- **TASK DESCRIPTION**: Which lines below hold the word "React"? Copy all of them.

- **PROVIDED DATA**:

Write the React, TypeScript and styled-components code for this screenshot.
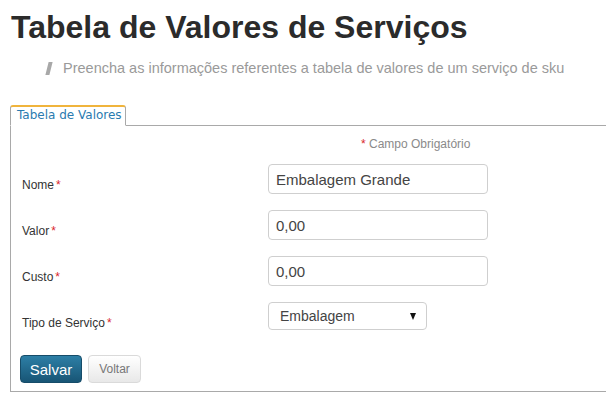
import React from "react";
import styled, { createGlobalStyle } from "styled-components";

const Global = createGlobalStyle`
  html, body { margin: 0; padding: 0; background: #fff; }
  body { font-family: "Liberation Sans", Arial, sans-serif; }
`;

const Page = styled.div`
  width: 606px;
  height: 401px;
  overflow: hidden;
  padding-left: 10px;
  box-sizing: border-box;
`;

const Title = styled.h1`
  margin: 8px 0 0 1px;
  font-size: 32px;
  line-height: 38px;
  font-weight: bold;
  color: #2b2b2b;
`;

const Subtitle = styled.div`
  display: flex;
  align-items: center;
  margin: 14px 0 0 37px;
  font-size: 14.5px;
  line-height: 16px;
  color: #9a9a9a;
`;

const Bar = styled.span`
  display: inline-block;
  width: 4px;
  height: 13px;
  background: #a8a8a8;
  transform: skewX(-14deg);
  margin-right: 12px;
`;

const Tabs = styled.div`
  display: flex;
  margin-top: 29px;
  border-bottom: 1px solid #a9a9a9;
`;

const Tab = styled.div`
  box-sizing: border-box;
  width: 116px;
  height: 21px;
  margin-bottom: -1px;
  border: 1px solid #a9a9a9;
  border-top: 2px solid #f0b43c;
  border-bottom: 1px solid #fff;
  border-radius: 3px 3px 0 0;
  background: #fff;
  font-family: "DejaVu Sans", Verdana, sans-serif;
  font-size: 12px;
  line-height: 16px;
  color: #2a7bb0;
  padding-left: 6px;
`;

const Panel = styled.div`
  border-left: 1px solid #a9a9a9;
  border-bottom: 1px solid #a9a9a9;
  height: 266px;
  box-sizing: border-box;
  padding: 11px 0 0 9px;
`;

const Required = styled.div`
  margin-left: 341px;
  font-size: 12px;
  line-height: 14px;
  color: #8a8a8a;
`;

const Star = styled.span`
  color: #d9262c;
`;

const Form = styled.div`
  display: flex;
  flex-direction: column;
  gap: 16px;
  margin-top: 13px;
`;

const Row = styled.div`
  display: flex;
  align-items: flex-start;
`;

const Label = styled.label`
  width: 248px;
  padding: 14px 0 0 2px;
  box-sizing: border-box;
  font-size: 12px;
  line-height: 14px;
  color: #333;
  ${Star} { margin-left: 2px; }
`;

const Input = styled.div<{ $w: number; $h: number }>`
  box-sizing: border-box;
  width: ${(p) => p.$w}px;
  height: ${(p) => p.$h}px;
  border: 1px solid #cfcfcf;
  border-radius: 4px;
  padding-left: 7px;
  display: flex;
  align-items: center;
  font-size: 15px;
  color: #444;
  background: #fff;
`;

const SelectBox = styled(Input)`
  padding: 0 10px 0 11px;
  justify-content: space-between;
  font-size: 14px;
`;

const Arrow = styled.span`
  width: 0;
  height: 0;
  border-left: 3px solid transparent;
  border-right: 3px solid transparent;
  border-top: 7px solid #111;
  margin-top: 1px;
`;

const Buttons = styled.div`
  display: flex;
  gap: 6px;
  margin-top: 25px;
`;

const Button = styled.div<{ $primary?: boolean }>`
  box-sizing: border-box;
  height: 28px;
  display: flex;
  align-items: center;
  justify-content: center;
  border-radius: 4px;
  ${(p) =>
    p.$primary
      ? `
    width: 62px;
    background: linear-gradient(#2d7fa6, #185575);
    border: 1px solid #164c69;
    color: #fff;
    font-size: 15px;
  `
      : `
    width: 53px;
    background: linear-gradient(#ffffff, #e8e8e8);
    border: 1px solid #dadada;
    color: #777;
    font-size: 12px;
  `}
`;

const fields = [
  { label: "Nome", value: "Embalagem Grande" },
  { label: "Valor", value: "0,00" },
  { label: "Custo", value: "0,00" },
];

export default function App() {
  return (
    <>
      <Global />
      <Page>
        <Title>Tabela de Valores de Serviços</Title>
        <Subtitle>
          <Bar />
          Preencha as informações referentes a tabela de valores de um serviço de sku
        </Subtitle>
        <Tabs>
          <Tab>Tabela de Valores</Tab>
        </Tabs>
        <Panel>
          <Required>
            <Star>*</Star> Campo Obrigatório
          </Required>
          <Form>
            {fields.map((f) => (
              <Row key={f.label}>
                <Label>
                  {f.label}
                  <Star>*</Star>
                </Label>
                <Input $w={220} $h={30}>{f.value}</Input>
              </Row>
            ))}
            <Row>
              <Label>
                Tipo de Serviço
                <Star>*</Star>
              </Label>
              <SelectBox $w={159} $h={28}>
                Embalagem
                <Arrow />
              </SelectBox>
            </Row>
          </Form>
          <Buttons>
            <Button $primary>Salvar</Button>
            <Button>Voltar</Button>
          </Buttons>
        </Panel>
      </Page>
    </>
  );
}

- **FINISHED EXERCISE**:
Write the React, TypeScript and styled-components code for this screenshot.
import React from "react";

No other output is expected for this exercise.